In the run-up to a budget there is always speculation around tax relief on contributions, tax-free cash from pension pots and the age you can access your pension. In this budget, it came as a big surprise that none of this really featured but instead there were changes for those wanting to save for retirement.
Whilst pre-budget news reports rumoured that the Chancellor was expected to raise the pension Lifetime Allowance (LTA) up to £1.8m, and which would have brought it closer to its previous peak in 2011/2012, he instead chose to announce its abolishment.
Prior to this week’s conjecture, and today’s subsequent announcement, the LTA, which governs how much can be saved in a pension before tax charges apply, was expected to remain at its current level of £1.073m until 2025/26. This effectively sets the maximum tax-efficient value of all your retirement benefits, assuming you have not already applied for any of the protections that are available. If your accumulated pension benefits exceed the LTA there is a tax charge of 25% if the excess is drawn as taxable income, and 55% if it is received as a lump sum. Following today’s budget, from April 2023, this will no longer apply.
For those in the accumulation stage the following three changes will make for positive reading as they all signify a step away from ‘fiscal drag’ and offer encouragement to those wishing to build a pension pot.
Millions of people save into a pension and in doing so they benefit from paying no Income or Capital Gains taxes on the money as it grows. To provide an incentive to save for retirement the Government provides 20% tax relief on personal contributions, but higher and additional rate taxpayers benefit the most as they can obtain additional tax relief at their higher rates, not just at the basic rate.
From April the annual allowance will rise from £40,000 to £60,000 which can be contributed into a money purchase pension scheme/personal pension/SIPP.
Individuals will continue to be able to carry forward unused Annual Allowances from the 3 previous tax years but this needs careful planning as there are rules around this which must be adhered to.
This could be welcome news to senior NHS workers who have been hit by annual tax charges for exceeding the current annual allowance calculation in their defined benefit (DB) NHS scheme.

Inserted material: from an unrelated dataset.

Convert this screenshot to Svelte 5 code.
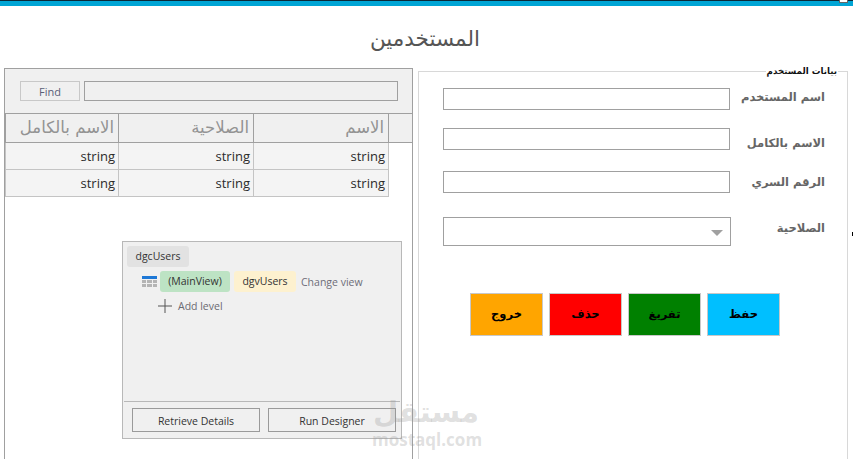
<script lang="ts">
  const columns = ['الاسم', 'الصلاحية', 'الاسم بالكامل'];
  const rows = [1, 2];

  const fields = [
    { label: 'اسم المستخدم', cls: 'f1' },
    { label: 'الاسم بالكامل', cls: 'f2' },
    { label: 'الرقم السري', cls: 'f3' },
  ];

  const actions = [
    { label: 'خروج', color: '#ffa500' },
    { label: 'حذف', color: '#ff0000' },
    { label: 'تفريغ', color: '#008000' },
    { label: 'حفظ', color: '#00bfff' },
  ];
</script>

<div class="page">
  <div class="topbar"></div>
  <span class="top-handle"></span>
  <span class="edge-mark"></span>
  <h1 class="title">المستخدمين</h1>

  <div class="content">
    <section class="grid-panel">
      <div class="find-band">
        <button class="find-btn">Find</button>
        <div class="find-input"></div>
      </div>

      <div class="grid-head">
        {#each [...columns].reverse() as c}
          <div class="hcell">{c}</div>
        {/each}
        <div class="hcell corner"></div>
      </div>
      {#each rows as r}
        <div class="grid-row">
          {#each columns as c}
            <div class="cell">string</div>
          {/each}
        </div>
      {/each}

      <div class="designer">
        <div class="designer-body">
          <span class="chip-name">dgcUsers</span>
          <div class="level">
            <svg class="table-icon" width="15" height="11" viewBox="0 0 15 11">
              <rect x="0" y="0" width="15" height="3" fill="#1e78d6" />
              <g fill="#b4b4b4">
                <rect x="0" y="4" width="4" height="3" />
                <rect x="5" y="4" width="5" height="3" />
                <rect x="11" y="4" width="4" height="3" />
                <rect x="0" y="8" width="4" height="3" />
                <rect x="5" y="8" width="5" height="3" />
                <rect x="11" y="8" width="4" height="3" />
              </g>
            </svg>
            <span class="chip green">(MainView)</span>
            <span class="chip yellow">dgvUsers</span>
            <span class="change">Change view</span>
          </div>
          <div class="add">
            <svg width="14" height="14" viewBox="0 0 14 14">
              <path d="M7 0v14M0 7h14" stroke="#555" stroke-width="1" fill="none" />
            </svg>
            <span>Add level</span>
          </div>
        </div>
        <div class="designer-foot">
          <button class="foot-btn">Retrieve Details</button>
          <button class="foot-btn">Run Designer</button>
        </div>
      </div>
    </section>

    <section class="form-group">
      <span class="legend">بيانات المستخدم</span>

      {#each fields as f}
        <div class="form-row {f.cls}">
          <div class="text-input"></div>
          <span class="label">{f.label}</span>
        </div>
      {/each}

      <div class="form-row f4">
        <div class="select">
          <span class="arrow"></span>
        </div>
        <span class="label">الصلاحية</span>
      </div>

      <div class="actions">
        {#each actions as a}
          <button class="action" style="background:{a.color}">{a.label}</button>
        {/each}
      </div>
    </section>
  </div>

  <div class="watermark">
    <div class="wm-ar">مستقل</div>
    <div class="wm-en">mostaql.com</div>
  </div>
</div>

<style>
  :global(body) {
    margin: 0;
    background: #fff;
    overflow: hidden;
  }

  .page {
    position: relative;
    width: 853px;
    height: 459px;
    overflow: hidden;
    font-family: "Open Sans", "DejaVu Sans", sans-serif;
    display: flex;
    flex-direction: column;
  }

  .topbar {
    height: 5px;
    flex: none;
    background: #00a5d5;
    border-top: 1px solid #0a2a3a;
  }

  .top-handle {
    position: absolute;
    left: 839px;
    top: 0;
    width: 7px;
    height: 2px;
    background: #fff;
    border: 1px solid #666;
    border-top: none;
  }

  .edge-mark {
    position: absolute;
    left: 852px;
    top: 232px;
    width: 1px;
    height: 4px;
    background: #000;
  }

  .title {
    margin: 0;
    height: 62px;
    flex: none;
    box-sizing: border-box;
    padding: 18px 3px 0 0;
    text-align: center;
    font-family: "DejaVu Sans", sans-serif;
    font-weight: 400;
    font-size: 21.5px;
    line-height: 30px;
    color: #555;
  }

  .content {
    flex: 1;
    display: flex;
    padding-left: 4px;
    padding-right: 5px;
    min-height: 0;
  }

  /* left side */
  .grid-panel {
    width: 409px;
    box-sizing: border-box;
    border: 1px solid #a0a0a0;
    border-bottom: none;
    height: 400px;
  }

  .find-band {
    height: 44px;
    box-sizing: border-box;
    background: #f0f0f0;
    padding: 12px 14px 0 15px;
    display: flex;
    gap: 4px;
  }

  .find-btn {
    width: 60px;
    height: 20px;
    padding: 0;
    border: 1px solid #c8c8c8;
    background: #f0f0f0;
    font-family: "Open Sans", sans-serif;
    font-size: 11px;
    color: #5a5f78;
  }

  .find-input {
    flex: 1;
    height: 20px;
    box-sizing: border-box;
    border: 1px solid #a0a0a0;
    background: #f0f0f0;
  }

  .grid-head {
    display: grid;
    grid-template-columns: 113px 135px 135px 1fr;
    height: 30px;
    box-sizing: border-box;
    background: #f0f0f0;
    border-top: 1px solid #a0a0a0;
    border-bottom: 1px solid #a0a0a0;
  }

  .hcell {
    border-left: 1px solid #a0a0a0;
    text-align: right;
    padding-right: 4px;
    font-family: "DejaVu Sans", sans-serif;
    font-size: 16.5px;
    line-height: 27px;
    color: #939393;
  }

  .corner {
    padding: 0;
  }

  .grid-row {
    display: grid;
    grid-template-columns: 113px 135px 136px;
    width: 384px;
    height: 27px;
    box-sizing: border-box;
    background: #f4f4f4;
    border-bottom: 1px solid #c4c4c4;
  }

  .cell {
    border-left: 1px solid #c4c4c4;
    text-align: right;
    padding-right: 3px;
    font-size: 13px;
    line-height: 27px;
    color: #2b2b2b;
  }

  .grid-row .cell:last-child {
    border-right: 1px solid #c4c4c4;
  }

  .designer {
    width: 280px;
    height: 198px;
    box-sizing: border-box;
    margin: 44px 0 0 117px;
    border: 1px solid #b8b8b8;
    background: #f0f0f0;
    display: flex;
    flex-direction: column;
    font-size: 10.5px;
    color: #333;
  }

  .designer-body {
    flex: 1;
    padding: 4px 0 0 4px;
  }

  .chip-name {
    display: inline-block;
    width: 62px;
    height: 21px;
    line-height: 20px;
    text-align: center;
    background: #e2e2e2;
    border-radius: 3px;
  }

  .level {
    display: flex;
    align-items: center;
    margin-top: 4px;
    padding-left: 15px;
  }

  .table-icon {
    margin-right: 3px;
  }

  .chip {
    height: 21px;
    line-height: 20px;
    text-align: center;
    border-radius: 3px;
  }

  .green {
    width: 70px;
    background: #bde3c4;
  }

  .yellow {
    width: 62px;
    margin-left: 4px;
    background: #fdf1cf;
  }

  .change {
    margin-left: 5px;
    color: #6d6d78;
  }

  .add {
    display: flex;
    align-items: center;
    gap: 6px;
    margin-top: 7px;
    padding-left: 31px;
    color: #6a6a72;
  }

  .designer-foot {
    height: 37px;
    flex: none;
    box-sizing: border-box;
    margin: 0 1px;
    border-top: 1px solid #b8b8b8;
    padding: 6px 4px 0 8px;
    display: flex;
    gap: 8px;
  }

  .foot-btn {
    width: 128px;
    height: 24px;
    padding: 1px 0 0;
    border: 1px solid #9a9a9a;
    background: #f0f0f0;
    font-family: "Open Sans", sans-serif;
    font-size: 10.5px;
    color: #333;
  }

  /* right side */
  .form-group {
    position: relative;
    margin-left: 5px;
    margin-top: 3px;
    flex: 1;
    border: 1px solid #d8d8d8;
    border-bottom: none;
    padding-left: 24px;
  }

  .legend {
    position: absolute;
    right: 9px;
    top: -8px;
    padding: 0 1px;
    background: #fff;
    font-family: "DejaVu Sans", sans-serif;
    font-size: 8.7px;
    font-weight: 700;
    line-height: 14px;
    color: #111;
  }

  .form-row {
    display: flex;
    align-items: flex-start;
    height: 22px;
  }

  .f1 { margin-top: 16px; }
  .f2 { margin-top: 18px; }
  .f3 { margin-top: 21px; }
  .f4 { margin-top: 24px; height: 29px; }

  .text-input {
    width: 287px;
    height: 22px;
    box-sizing: border-box;
    border: 1px solid #a0a0a0;
    background: #fff;
  }

  .select {
    width: 288px;
    height: 29px;
    box-sizing: border-box;
    border: 1px solid #a0a0a0;
    position: relative;
  }

  .arrow {
    position: absolute;
    right: 7px;
    top: 12px;
    border-left: 6px solid transparent;
    border-right: 6px solid transparent;
    border-top: 6px solid #a0a0a0;
  }

  .label {
    flex: 1;
    padding-right: 22px;
    text-align: right;
    font-family: "DejaVu Sans", sans-serif;
    font-size: 11.5px;
    font-weight: 700;
    line-height: 18px;
    color: #666;
  }

  .f2 .label { margin-top: 6px; }
  .f3 .label { margin-top: 2px; }
  .f4 .label { margin-top: 2px; }

  .actions {
    display: flex;
    gap: 6px;
    margin: 47px 0 0 27px;
  }

  .action {
    width: 73px;
    height: 43px;
    padding: 0 0 1px;
    border: 1px solid #c8c8c8;
    font-family: "DejaVu Sans", sans-serif;
    font-size: 11.5px;
    font-weight: 700;
    color: #000;
  }

  .watermark {
    position: absolute;
    left: 372px;
    top: 394px;
    width: 108px;
    text-align: center;
    color: rgba(150, 150, 150, 0.3);
    font-family: "DejaVu Sans", sans-serif;
    font-weight: 700;
    pointer-events: none;
  }

  .wm-ar {
    font-size: 29px;
    line-height: 37px;
  }

  .wm-en {
    font-family: "Open Sans", sans-serif;
    font-weight: 700;
    font-size: 17px;
    line-height: 18px;
  }
</style>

Also announced today, and again part of the measures to encourage early retirees back into the workforce, and/or to support those looking to supplement their pension income, is an increase in the Money Purchase Annual Allowance – a restriction on your pension contributions which are eligible for tax relief if you have already started drawing down flexibly from your defined contribution pension scheme. This will increase from the current tax-free threshold of £4,000 to £10,000 from April 2023, allowing additional tax-free pension savings for those retirees returning to the workplace.
The tapered annual allowance further limits the amount of tax relief high earners can claim on their pension savings by reducing their annual allowance to as low as £4,000 currently. This limit has increased to £10,000, and the adjusted income threshold for the Tapered Annual Allowance will also be increased from £240,000 to £260,000 earnings.